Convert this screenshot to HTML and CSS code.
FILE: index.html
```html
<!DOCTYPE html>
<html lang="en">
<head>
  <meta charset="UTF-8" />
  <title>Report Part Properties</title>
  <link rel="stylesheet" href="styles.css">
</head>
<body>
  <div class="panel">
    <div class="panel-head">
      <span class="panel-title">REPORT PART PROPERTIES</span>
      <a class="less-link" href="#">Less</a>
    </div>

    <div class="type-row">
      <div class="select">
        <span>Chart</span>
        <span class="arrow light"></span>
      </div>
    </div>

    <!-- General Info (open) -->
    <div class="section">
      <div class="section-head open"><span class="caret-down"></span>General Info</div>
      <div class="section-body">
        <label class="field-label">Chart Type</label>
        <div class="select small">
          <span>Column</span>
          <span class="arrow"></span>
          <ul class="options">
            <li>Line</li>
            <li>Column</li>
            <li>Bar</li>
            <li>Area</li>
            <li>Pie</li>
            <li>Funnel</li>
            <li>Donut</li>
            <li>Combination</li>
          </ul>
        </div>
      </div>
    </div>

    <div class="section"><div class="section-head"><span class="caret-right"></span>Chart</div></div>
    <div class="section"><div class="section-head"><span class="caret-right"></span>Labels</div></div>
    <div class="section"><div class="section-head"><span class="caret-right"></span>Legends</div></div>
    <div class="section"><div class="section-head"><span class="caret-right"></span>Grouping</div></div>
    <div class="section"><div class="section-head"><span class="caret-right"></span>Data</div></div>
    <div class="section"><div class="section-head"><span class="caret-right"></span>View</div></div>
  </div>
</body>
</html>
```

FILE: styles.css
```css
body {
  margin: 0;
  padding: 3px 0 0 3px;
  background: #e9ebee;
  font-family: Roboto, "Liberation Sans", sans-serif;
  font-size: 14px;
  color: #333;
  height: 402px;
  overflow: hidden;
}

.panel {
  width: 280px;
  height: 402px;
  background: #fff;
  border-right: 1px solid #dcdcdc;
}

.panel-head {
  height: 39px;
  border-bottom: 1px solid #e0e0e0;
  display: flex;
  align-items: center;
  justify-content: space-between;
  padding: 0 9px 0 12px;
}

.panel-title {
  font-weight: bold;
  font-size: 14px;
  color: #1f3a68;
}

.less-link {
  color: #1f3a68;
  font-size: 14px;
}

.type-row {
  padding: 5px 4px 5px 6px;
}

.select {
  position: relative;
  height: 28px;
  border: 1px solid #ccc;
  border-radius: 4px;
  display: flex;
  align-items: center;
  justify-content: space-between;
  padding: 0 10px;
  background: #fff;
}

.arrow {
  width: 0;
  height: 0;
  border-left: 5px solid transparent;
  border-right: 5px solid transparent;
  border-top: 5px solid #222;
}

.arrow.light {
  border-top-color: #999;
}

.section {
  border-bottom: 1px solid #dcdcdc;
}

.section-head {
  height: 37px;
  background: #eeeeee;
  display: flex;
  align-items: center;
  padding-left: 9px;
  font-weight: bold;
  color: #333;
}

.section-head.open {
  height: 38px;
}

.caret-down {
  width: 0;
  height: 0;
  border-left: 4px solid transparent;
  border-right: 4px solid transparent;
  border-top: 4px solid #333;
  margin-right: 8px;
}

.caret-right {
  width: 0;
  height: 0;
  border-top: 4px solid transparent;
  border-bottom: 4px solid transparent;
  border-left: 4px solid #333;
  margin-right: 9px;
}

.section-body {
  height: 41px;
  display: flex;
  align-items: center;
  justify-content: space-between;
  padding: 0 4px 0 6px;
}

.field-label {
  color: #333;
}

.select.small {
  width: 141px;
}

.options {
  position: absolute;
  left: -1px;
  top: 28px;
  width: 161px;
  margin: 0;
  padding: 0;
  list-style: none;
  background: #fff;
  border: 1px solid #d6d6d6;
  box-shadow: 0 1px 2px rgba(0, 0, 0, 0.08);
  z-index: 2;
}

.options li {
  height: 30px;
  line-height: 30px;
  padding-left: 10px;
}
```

───

Reproduce the entire listing word for word.

Convert this screenshot to HTML and CSS code.
FILE: index.html
```html
<!DOCTYPE html>
<html lang="en">
<head>
  <meta charset="UTF-8" />
  <title>Report Part Properties</title>
  <link rel="stylesheet" href="styles.css">
</head>
<body>
  <div class="panel">
    <div class="panel-head">
      <span class="panel-title">REPORT PART PROPERTIES</span>
      <a class="less-link" href="#">Less</a>
    </div>

    <div class="type-row">
      <div class="select">
        <span>Chart</span>
        <span class="arrow light"></span>
      </div>
    </div>

    <!-- General Info (open) -->
    <div class="section">
      <div class="section-head open"><span class="caret-down"></span>General Info</div>
      <div class="section-body">
        <label class="field-label">Chart Type</label>
        <div class="select small">
          <span>Column</span>
          <span class="arrow"></span>
          <ul class="options">
            <li>Line</li>
            <li>Column</li>
            <li>Bar</li>
            <li>Area</li>
            <li>Pie</li>
            <li>Funnel</li>
            <li>Donut</li>
            <li>Combination</li>
          </ul>
        </div>
      </div>
    </div>

    <div class="section"><div class="section-head"><span class="caret-right"></span>Chart</div></div>
    <div class="section"><div class="section-head"><span class="caret-right"></span>Labels</div></div>
    <div class="section"><div class="section-head"><span class="caret-right"></span>Legends</div></div>
    <div class="section"><div class="section-head"><span class="caret-right"></span>Grouping</div></div>
    <div class="section"><div class="section-head"><span class="caret-right"></span>Data</div></div>
    <div class="section"><div class="section-head"><span class="caret-right"></span>View</div></div>
  </div>
</body>
</html>
```

FILE: styles.css
```css
body {
  margin: 0;
  padding: 3px 0 0 3px;
  background: #e9ebee;
  font-family: Roboto, "Liberation Sans", sans-serif;
  font-size: 14px;
  color: #333;
  height: 402px;
  overflow: hidden;
}

.panel {
  width: 280px;
  height: 402px;
  background: #fff;
  border-right: 1px solid #dcdcdc;
}

.panel-head {
  height: 39px;
  border-bottom: 1px solid #e0e0e0;
  display: flex;
  align-items: center;
  justify-content: space-between;
  padding: 0 9px 0 12px;
}

.panel-title {
  font-weight: bold;
  font-size: 14px;
  color: #1f3a68;
}

.less-link {
  color: #1f3a68;
  font-size: 14px;
}

.type-row {
  padding: 5px 4px 5px 6px;
}

.select {
  position: relative;
  height: 28px;
  border: 1px solid #ccc;
  border-radius: 4px;
  display: flex;
  align-items: center;
  justify-content: space-between;
  padding: 0 10px;
  background: #fff;
}

.arrow {
  width: 0;
  height: 0;
  border-left: 5px solid transparent;
  border-right: 5px solid transparent;
  border-top: 5px solid #222;
}

.arrow.light {
  border-top-color: #999;
}

.section {
  border-bottom: 1px solid #dcdcdc;
}

.section-head {
  height: 37px;
  background: #eeeeee;
  display: flex;
  align-items: center;
  padding-left: 9px;
  font-weight: bold;
  color: #333;
}

.section-head.open {
  height: 38px;
}

.caret-down {
  width: 0;
  height: 0;
  border-left: 4px solid transparent;
  border-right: 4px solid transparent;
  border-top: 4px solid #333;
  margin-right: 8px;
}

.caret-right {
  width: 0;
  height: 0;
  border-top: 4px solid transparent;
  border-bottom: 4px solid transparent;
  border-left: 4px solid #333;
  margin-right: 9px;
}

.section-body {
  height: 41px;
  display: flex;
  align-items: center;
  justify-content: space-between;
  padding: 0 4px 0 6px;
}

.field-label {
  color: #333;
}

.select.small {
  width: 141px;
}

.options {
  position: absolute;
  left: -1px;
  top: 28px;
  width: 161px;
  margin: 0;
  padding: 0;
  list-style: none;
  background: #fff;
  border: 1px solid #d6d6d6;
  box-shadow: 0 1px 2px rgba(0, 0, 0, 0.08);
  z-index: 2;
}

.options li {
  height: 30px;
  line-height: 30px;
  padding-left: 10px;
}
```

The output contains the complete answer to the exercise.